Glorfindel leans forward, hanging from one of the shrouds by one hand, the other shielding his straining eyes from the midday sun.

Atop the Laegrist’s mainmast, Mithlond’s white swan on an azure field cracks in the west wind, but that is not why Galdor is laughing, merry and clear as a silver bell as below them the crew bursts into cheers.

Glorfindel sits awestruck, unable to grasp the reality in front of his eyes.

The foremast flies the device of Imladris. The six-pointed star shimmers silver on midnight blue.

Elrond has come for his son.

This cannot be, and yet somehow, it is. Maybe with Ulmo’s grace Elrond changed himself into a seabird like his mother once did, to speed from Imladris to the Havens on swift white wings.

“Look, Elrohir! The Star of Eärendil! Your father has come!” Galdor throws his arms around Glorfindel and Elrohir both, and for a moment Glorfindel feels only wild joy as he, too, laughs like a man reprieved from the scaffold.

Between them Elrohir sits very still, his eyes fixed on the distant ship. Glorfindel cannot tell what lies behind his eyes.

Galdor only stops laughing long enough to call down to his first mate. “Alphalas! Quickly now, fetch the star and hoist it!”

He needs not say more. Almost a year ago, while they rushed the Nemir to readiness for this perilous quest, Galdor and Alphalas gave thought to packing a pennant with the emblem of Eärendil’s House.

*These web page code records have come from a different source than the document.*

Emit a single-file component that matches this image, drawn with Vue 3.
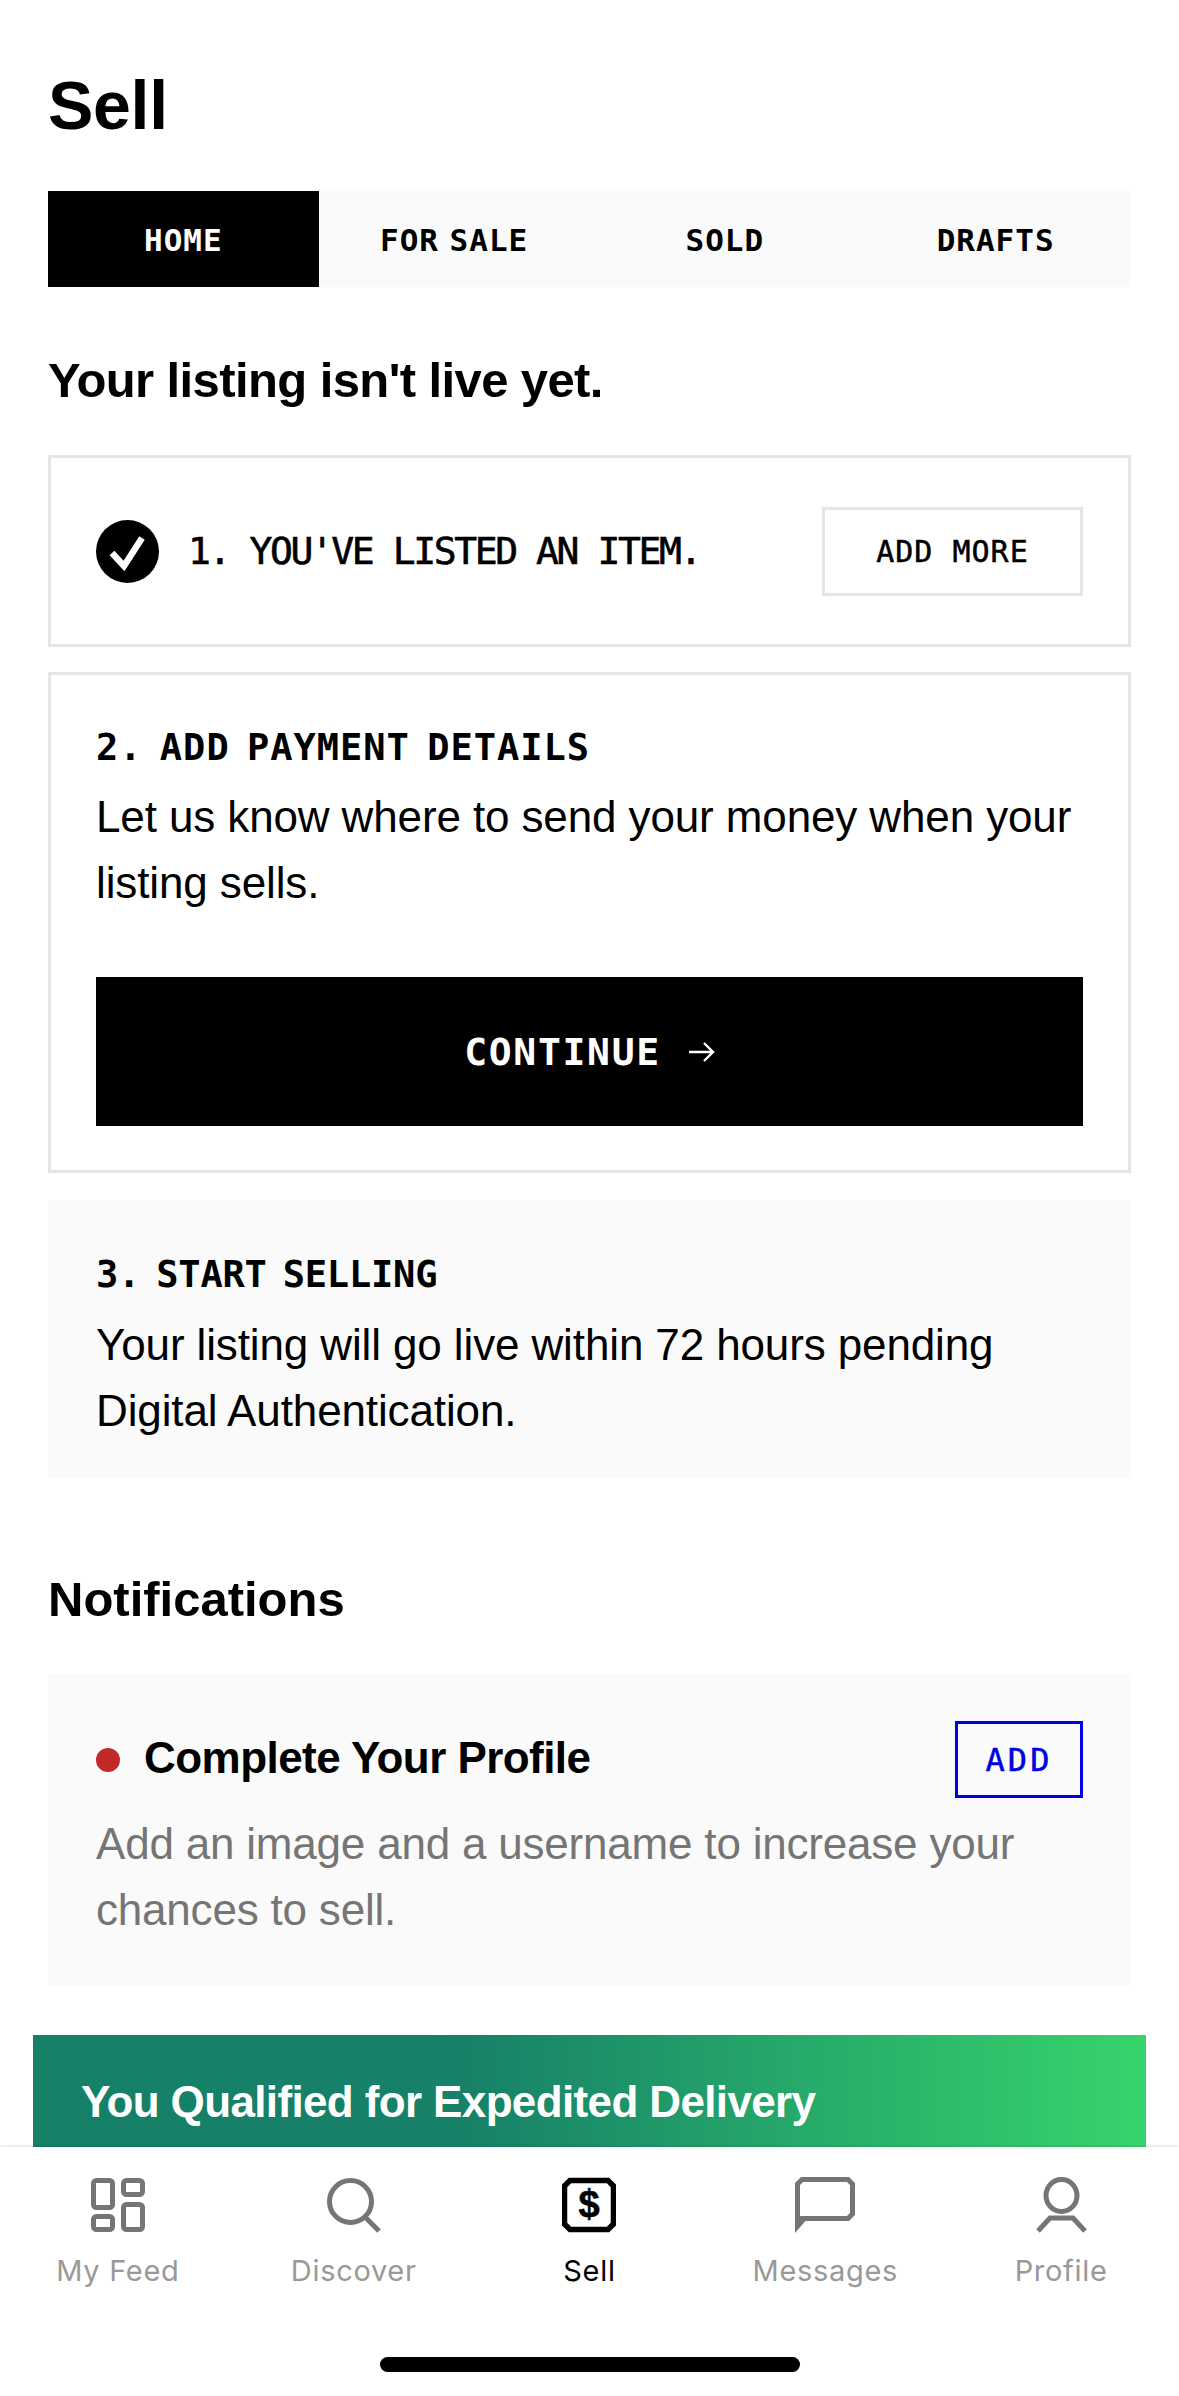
<script setup>
const tabs = ['HOME', 'FOR SALE', 'SOLD', 'DRAFTS']
const navLabels = ['My Feed', 'Discover', 'Sell', 'Messages', 'Profile']
</script>

<template>
  <div class="screen">
    <main class="content">
      <h1 class="title">Sell</h1>
      <div class="tabs">
        <div v-for="(tab, i) in tabs" :key="tab" class="tab" :class="{ active: i === 0 }">{{ tab }}</div>
      </div>
      <h2 class="heading">Your listing isn't live yet.</h2>

      <section class="card outlined row-card">
        <svg class="check" viewBox="0 0 63 63" width="63" height="63">
          <circle cx="31.5" cy="31.5" r="31.5" fill="#000" />
          <path d="M16 33L28 46L46 18" fill="none" stroke="#fff" stroke-width="6.5" />
        </svg>
        <span class="step-done">1. YOU'VE LISTED AN ITEM.</span>
        <span class="btn-more">ADD MORE</span>
      </section>

      <section class="card outlined step2">
        <div class="step-title">2. ADD PAYMENT DETAILS</div>
        <p class="body-text">Let us know where to send your money when your listing sells.</p>
        <div class="btn-continue">
          <span>CONTINUE</span>
          <svg viewBox="0 0 26 20" width="26" height="20">
            <path d="M0 10H24M15 1L24 10L15 19" fill="none" stroke="#fff" stroke-width="2.4" />
          </svg>
        </div>
      </section>

      <section class="card filled step3">
        <div class="step-title tight">3. START SELLING</div>
        <p class="body-text">Your listing will go live within 72 hours pending Digital Authentication.</p>
      </section>

      <h2 class="heading notif-heading">Notifications</h2>

      <section class="card filled notif">
        <div class="notif-top">
          <span class="dot"></span>
          <span class="notif-title">Complete Your Profile</span>
          <span class="btn-add">ADD</span>
        </div>
        <p class="body-text grey">Add an image and a username to increase your chances to sell.</p>
      </section>

      <section class="banner">You Qualified for Expedited Delivery</section>
    </main>

    <nav class="nav">
      <div class="nav-items">
        <div v-for="(label, i) in navLabels" :key="label" class="nav-item" :class="{ current: i === 2 }">
          <svg v-if="i === 0" viewBox="0 0 54 54" width="54" height="54">
            <g fill="none" stroke="#757575" stroke-width="5">
              <rect x="2.5" y="2.5" width="19" height="27" rx="3" />
              <rect x="32.5" y="2.5" width="19" height="14" rx="3" />
              <rect x="2.5" y="38.5" width="19" height="13" rx="3" />
              <rect x="32.5" y="26.5" width="19" height="25" rx="3" />
            </g>
          </svg>
          <svg v-else-if="i === 1" viewBox="0 0 54 54" width="54" height="54">
            <g fill="none" stroke="#757575" stroke-width="5">
              <circle cx="23.5" cy="23.5" r="21" />
              <path d="M37 38L52 53" />
            </g>
          </svg>
          <svg v-else-if="i === 2" viewBox="0 0 54 54" width="54" height="54">
            <path d="M8 2.5H46L51.5 8V46L46 51.5H8L2.5 46V8Z" fill="none" stroke="#000" stroke-width="5.5" />
            <text x="27" y="39" text-anchor="middle" class="dollar">$</text>
          </svg>
          <svg v-else-if="i === 3" viewBox="0 0 60 56" width="60" height="56">
            <path d="M7 2.5H53L57.5 7V37L53 41.5H2.5V7Z" fill="none" stroke="#757575" stroke-width="5" />
            <path d="M0 40H14L0 56Z" fill="#757575" />
          </svg>
          <svg v-else viewBox="0 0 51 56" width="51" height="56">
            <g fill="none" stroke="#757575" stroke-width="5">
              <ellipse cx="25.5" cy="18.5" rx="15.5" ry="16" />
              <path d="M2 54L14 41H37L49 54" />
            </g>
          </svg>
          <span class="nav-label">{{ label }}</span>
        </div>
      </div>
      <div class="home-bar"></div>
    </nav>
  </div>
</template>

<style scoped>
.screen {
  position: relative;
  width: 1179px;
  height: 2396px;
  overflow: hidden;
  background: #fff;
  color: #000;
  font-family: "Liberation Sans", Arial, sans-serif;
}
.content {
  padding: 65px 48px 0;
}
.title {
  margin: 0 0 46px;
  font-size: 68px;
  line-height: 80px;
  font-weight: 700;
  letter-spacing: -0.3px;
}
.tabs {
  display: grid;
  grid-template-columns: repeat(4, 1fr);
  height: 96px;
  background: #fafafa;
  font-family: "DejaVu Sans Mono", monospace;
  font-weight: 700;
  font-size: 31px;
  letter-spacing: 1px;
  word-spacing: -9px;
}
.tab {
  display: flex;
  align-items: center;
  justify-content: center;
  padding-top: 2px;
}
.tab.active {
  background: #000;
  color: #fff;
}
.heading {
  margin: 63px 0 0;
  font-size: 49px;
  line-height: 60px;
  font-weight: 700;
  letter-spacing: -0.6px;
}
.card {
  box-sizing: border-box;
}
.outlined {
  border: 3px solid #e5e5e5;
}
.filled {
  background: #fafafa;
}
.row-card {
  display: flex;
  align-items: center;
  height: 192px;
  margin-top: 45px;
  padding: 0 45px;
}
.check {
  flex: none;
  margin-right: 29px;
}
.step-done {
  flex: 1;
  font-family: "DejaVu Sans Mono", monospace;
  font-size: 38px;
  letter-spacing: -2.4px;
  -webkit-text-stroke: 0.6px #000;
}
.btn-more {
  box-sizing: border-box;
  display: flex;
  align-items: center;
  justify-content: center;
  width: 261px;
  height: 89px;
  border: 3px solid #e5e5e5;
  font-family: "DejaVu Sans Mono", monospace;
  font-size: 30px;
  letter-spacing: 1px;
  -webkit-text-stroke: 0.5px #000;
}
.step2 {
  height: 501px;
  margin-top: 25px;
  padding: 51px 45px 0;
}
.step2 .body-text {
  margin-top: 14px;
}
.step-title {
  font-family: "DejaVu Sans Mono", monospace;
  font-size: 37px;
  line-height: 44px;
  font-weight: 700;
  letter-spacing: 1px;
  word-spacing: -6px;
}
.step-title.tight {
  letter-spacing: -0.2px;
}
.body-text {
  margin: 15px 0 0;
  font-size: 44px;
  line-height: 66px;
  letter-spacing: -0.12px;
}
.body-text.grey {
  margin-top: 13px;
  color: #757575;
  letter-spacing: -0.2px;
}
.btn-continue {
  display: flex;
  align-items: center;
  justify-content: center;
  gap: 28px;
  height: 149px;
  margin-top: 61px;
  background: #000;
  color: #fff;
  font-family: "DejaVu Sans Mono", monospace;
  font-size: 38px;
  font-weight: 700;
  letter-spacing: 1.7px;
}
.step3 {
  height: 278px;
  margin-top: 27px;
  padding: 53px 48px 0;
}
.notif-heading {
  margin-top: 91px;
  letter-spacing: 0;
}
.notif {
  height: 312px;
  margin-top: 45px;
  padding: 47px 48px 0;
}
.notif-top {
  display: flex;
  align-items: center;
  height: 77px;
}
.dot {
  width: 24px;
  height: 24px;
  border-radius: 50%;
  background: #c22a2a;
  margin-right: 24px;
}
.notif-title {
  flex: 1;
  padding-bottom: 4px;
  font-size: 44px;
  font-weight: 700;
  letter-spacing: -0.55px;
}
.btn-add {
  box-sizing: border-box;
  display: flex;
  align-items: center;
  justify-content: center;
  width: 128px;
  height: 77px;
  border: 3px solid #0000e0;
  color: #0000e0;
  font-family: "DejaVu Sans Mono", monospace;
  font-size: 32px;
  letter-spacing: 3px;
  -webkit-text-stroke: 0.5px #0000e0;
}
.banner {
  box-sizing: border-box;
  height: 220px;
  margin: 49px -15px 0;
  padding: 40px 48px 0;
  background: linear-gradient(90deg, #157f68 0%, #178268 40%, #37d46c 100%);
  color: #fff;
  font-size: 44px;
  line-height: 54px;
  font-weight: 700;
  letter-spacing: -0.63px;
}
.nav {
  position: absolute;
  left: 0;
  right: 0;
  bottom: 0;
  height: 249px;
  background: #fff;
  box-shadow: 0 -1px 2px rgba(0, 0, 0, 0.12);
}
.nav-items {
  display: grid;
  grid-template-columns: repeat(5, 1fr);
  padding-top: 30px;
}
.nav-item {
  display: flex;
  flex-direction: column;
  align-items: center;
  height: 112px;
  color: #999;
}
.nav-item svg {
  display: block;
  height: 56px;
}
.nav-item.current {
  color: #000;
}
.nav-label {
  margin-top: 20px;
  font-family: Inter, sans-serif;
  font-size: 29px;
  line-height: 36px;
  letter-spacing: 0.7px;
}
.dollar {
  font-family: "Liberation Sans", sans-serif;
  font-size: 38px;
  font-weight: 700;
  fill: #000;
  stroke: #000;
  stroke-width: 0.6px;
}
.home-bar {
  width: 420px;
  height: 15px;
  margin: 68px auto 0;
  border-radius: 8px;
  background: #000;
}
</style>

<style>
html, body { margin: 0; background: #fff; }
</style>
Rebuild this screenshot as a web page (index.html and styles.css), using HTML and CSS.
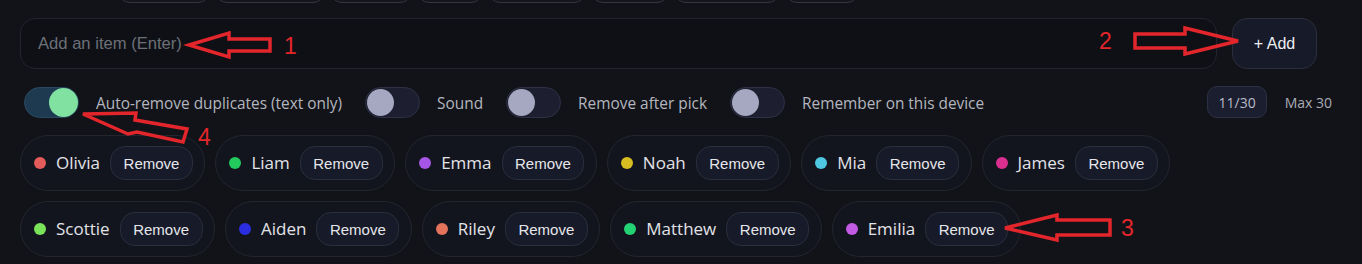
FILE: index.html
```html
<!DOCTYPE html>
<html lang="en">
<head>
<meta charset="utf-8">
<title>Picker</title>
<link rel="stylesheet" href="styles.css">
</head>
<body>
<div class="app">
  <div class="top-pills">
    <span class="pill p1"></span>
    <span class="pill p2"></span>
    <span class="pill p3"></span>
    <span class="pill p4"></span>
    <span class="pill p5"></span>
    <span class="pill p6"></span>
    <span class="pill p7"></span>
    <span class="pill p8"></span>
  </div>

  <div class="input-row">
    <input class="item-input" type="text" placeholder="Add an item (Enter)">
    <button class="add-btn">+ Add</button>
  </div>

  <div class="options">
    <label class="opt"><span class="toggle on"><span class="knob"></span></span><span class="opt-text">Auto-remove duplicates (text only)</span></label>
    <label class="opt"><span class="toggle"><span class="knob"></span></span><span class="opt-text">Sound</span></label>
    <label class="opt"><span class="toggle"><span class="knob"></span></span><span class="opt-text">Remove after pick</span></label>
    <label class="opt"><span class="toggle"><span class="knob"></span></span><span class="opt-text">Remember on this device</span></label>
    <div class="count">
      <span class="count-pill">11/30</span>
      <span class="count-max">Max 30</span>
    </div>
  </div>

  <div class="chips">
    <div class="chip"><span class="dot c-olivia"></span><span class="name">Olivia</span><button class="remove">Remove</button></div>
    <div class="chip"><span class="dot c-liam"></span><span class="name">Liam</span><button class="remove">Remove</button></div>
    <div class="chip"><span class="dot c-emma"></span><span class="name">Emma</span><button class="remove">Remove</button></div>
    <div class="chip"><span class="dot c-noah"></span><span class="name">Noah</span><button class="remove">Remove</button></div>
    <div class="chip"><span class="dot c-mia"></span><span class="name">Mia</span><button class="remove">Remove</button></div>
    <div class="chip"><span class="dot c-james"></span><span class="name">James</span><button class="remove">Remove</button></div>
    <div class="chip"><span class="dot c-scottie"></span><span class="name">Scottie</span><button class="remove">Remove</button></div>
    <div class="chip"><span class="dot c-aiden"></span><span class="name">Aiden</span><button class="remove">Remove</button></div>
    <div class="chip"><span class="dot c-riley"></span><span class="name">Riley</span><button class="remove">Remove</button></div>
    <div class="chip"><span class="dot c-matthew"></span><span class="name">Matthew</span><button class="remove">Remove</button></div>
    <div class="chip"><span class="dot c-emilia"></span><span class="name">Emilia</span><button class="remove">Remove</button></div>
  </div>
</div>

<svg class="annotations" width="1362" height="264" viewBox="0 0 1362 264" aria-hidden="true">
  <g class="arrow">
    <polygon points="189,45 229,33 229,39 270,39 270,51 229,51 229,57"/>
    <polygon points="1238,41 1185,28 1185,34 1135,34 1135,48 1185,48 1185,54"/>
    <polygon points="1005,228 1057,215 1057,220 1110,220 1110,235 1057,235 1057,240"/>
    <polygon points="83,114 136,113 135,120 187,129 183,142 137,132 128,134"/>
  </g>
  <g class="num">
    <text x="284" y="54">1</text>
    <text x="1099" y="49">2</text>
    <text x="1121" y="236">3</text>
    <text x="198" y="145">4</text>
  </g>
</svg>
</body>
</html>
```

FILE: styles.css
```css
* { box-sizing: border-box; }

html, body {
  margin: 0;
  padding: 0;
  background: #121318;
  overflow: hidden;
}

body {
  position: relative;
  width: 1362px;
  height: 264px;
  font-family: "Open Sans", "Noto Sans", sans-serif;
  color: #b7b9c2;
}

.app {
  padding: 0 30px 0 20px;
}

/* partially visible row above */
.top-pills {
  display: flex;
  gap: 5px;
  margin-top: -31px;
  padding-left: 98px;
  height: 34px;
}
.pill {
  height: 34px;
  border: 1px solid #34363f;
  border-radius: 12px;
  background: #15161c;
}
.p1 { width: 92px; }
.p2 { width: 110px; }
.p3 { width: 82px; }
.p4 { width: 66px; }
.p5 { width: 98px; }
.p6 { width: 78px; }
.p7 { width: 106px; }
.p8 { width: 74px; }

/* input row */
.input-row {
  display: flex;
  gap: 15px;
  margin-top: 15px;
  margin-right: 15px;
  height: 51px;
}
.item-input {
  flex: 1;
  height: 51px;
  background: #0e1015;
  border: 1px solid #22252d;
  border-radius: 15px;
  padding: 0 17px;
  font-family: "Liberation Sans", Arial, sans-serif;
  font-size: 16.6px;
  color: #d8d9de;
  outline: none;
}
.item-input::placeholder { color: #6d7079; }

.add-btn {
  width: 85px;
  height: 51px;
  background: #171a28;
  border: 1px solid #2b2e3b;
  border-radius: 15px;
  color: #eceef2;
  font-family: "Liberation Sans", Arial, sans-serif;
  font-size: 16px;
  padding: 0;
}

/* options row */
.options {
  display: flex;
  align-items: center;
  margin-top: 17px;
  padding-left: 4px;
  height: 32px;
}
.opt {
  display: flex;
  align-items: center;
  gap: 17px;
  margin-right: 23px;
}
.opt-text {
  font-size: 15.4px;
  line-height: 20px;
  padding-top: 3px;
  color: #b4b6bf;
  white-space: nowrap;
}
.toggle {
  position: relative;
  display: block;
  width: 55px;
  height: 31px;
  border-radius: 16px;
  background: #1d1f30;
  border: 1px solid #2e3146;
}
.knob {
  position: absolute;
  top: 1px;
  left: 1px;
  width: 27px;
  height: 27px;
  border-radius: 50%;
  background: #a5a8c0;
}
.toggle.on {
  background: #1d3a50;
  border-color: #2a4a60;
}
.toggle.on .knob {
  left: auto;
  right: 0;
  top: 0;
  width: 29px;
  height: 29px;
  background: #80e1a1;
}

.count {
  margin-left: auto;
  display: flex;
  align-items: center;
  gap: 18px;
}
.count-pill {
  height: 32px;
  padding: 0 10px;
  display: flex;
  align-items: center;
  background: #1b1e2f;
  border: 1px solid #2c3044;
  border-radius: 10px;
  font-size: 14px;
  color: #b9bbc6;
}
.count-max {
  font-size: 14px;
  color: #a9abb5;
}

/* chips */
.chips {
  display: flex;
  flex-wrap: wrap;
  gap: 10px 10px;
  margin-top: 17px;
}
.chip {
  display: flex;
  align-items: center;
  height: 56px;
  padding: 0 11.5px 0 13px;
  background: #13151e;
  border: 1px solid #24262f;
  border-radius: 28px;
}
.dot {
  width: 12px;
  height: 12px;
  border-radius: 50%;
  margin-right: 10px;
}
.name {
  font-size: 17px;
  line-height: 22px;
  color: #e2e3e8;
  margin-right: 10px;
}
.remove {
  height: 34px;
  padding: 0 12.5px;
  background: #171a28;
  border: 1px solid #2b2e3c;
  border-radius: 15px;
  color: #e6e7eb;
  font-family: "Liberation Sans", Arial, sans-serif;
  font-size: 15px;
}

.c-olivia { background: #e35b5b; }
.c-liam { background: #22c95c; }
.c-emma { background: #a656e6; }
.c-noah { background: #d8bd22; }
.c-mia { background: #4fc7e3; }
.c-james { background: #d9308f; }
.c-scottie { background: #7be35a; }
.c-aiden { background: #2b2ee0; }
.c-riley { background: #e3735a; }
.c-matthew { background: #23d273; }
.c-emilia { background: #c25ae3; }

/* annotation overlay */
.annotations {
  position: absolute;
  top: 0;
  left: 0;
  pointer-events: none;
}
.arrow polygon {
  fill: none;
  stroke: #e3262b;
  stroke-width: 3.5;
  stroke-linejoin: miter;
}
.num text {
  fill: #e3262b;
  font-family: "Liberation Sans", Arial, sans-serif;
  font-size: 23px;
}
```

Now that Elrond’s son is secured and the journey’s end in sight, they raise it beside the colours of Lindon.

 

----

 

Elrond cannot breathe.

The Nemir’s mainmast flies only the Shipwright’s device. The sight of the lone white-and blue pennant hits him like a fist to the face.

Valar, no!

But then, as he looks on, another flag is hoisted. He watches the pennant rise and unfold in the breeze, snapping against the Nemir’s masts.

The Star of Eärendil.

Elrohir.

That distant ship has returned from afar, and it carries his son.

Elrond teeters atop the yard, one hand clenched about a rope, the other hanging by his side, motionless as beneath him the Laegrist explodes into a wild rush of joy.

The ship’s bell bursts into peals of silver laughter, the crew into a deafening chorus of cheers and hurrays. The Falathrim are singing, the warriors of Imladris are a tight knot of embraces. Ardil - Ardil!- scrubs a hand over his eyes.

Elrond does no such thing. He summons Vilya’s power to send his spirit searching across the distance to Elrohir.

And he finds.

It is all he can do not to plummet down from the yard.

Even from here Elrond can feel him like he can sense the sun through closed eyelids.That sweet, longed-for light of Elrohir’s fëa is a beacon against the empty sea.  His son is alive, and he is here.

As the pennant reaches the top of the Nemir’s foremast, across the water rings the silver tolling of her ship’s bell. Galdor and his crew return in triumph, bearing Elrond’s son. 

The bells on both ships are ringing now, their crews singing hymns to Ulmo and Elbereth.

Elrond presses his free hand against his eyes. He must not weep, not even for joy. The long road and his tiredness he must cast behind him, forgotten. Soon he will stand before Elrohir, and he must give whatever his son needs from him.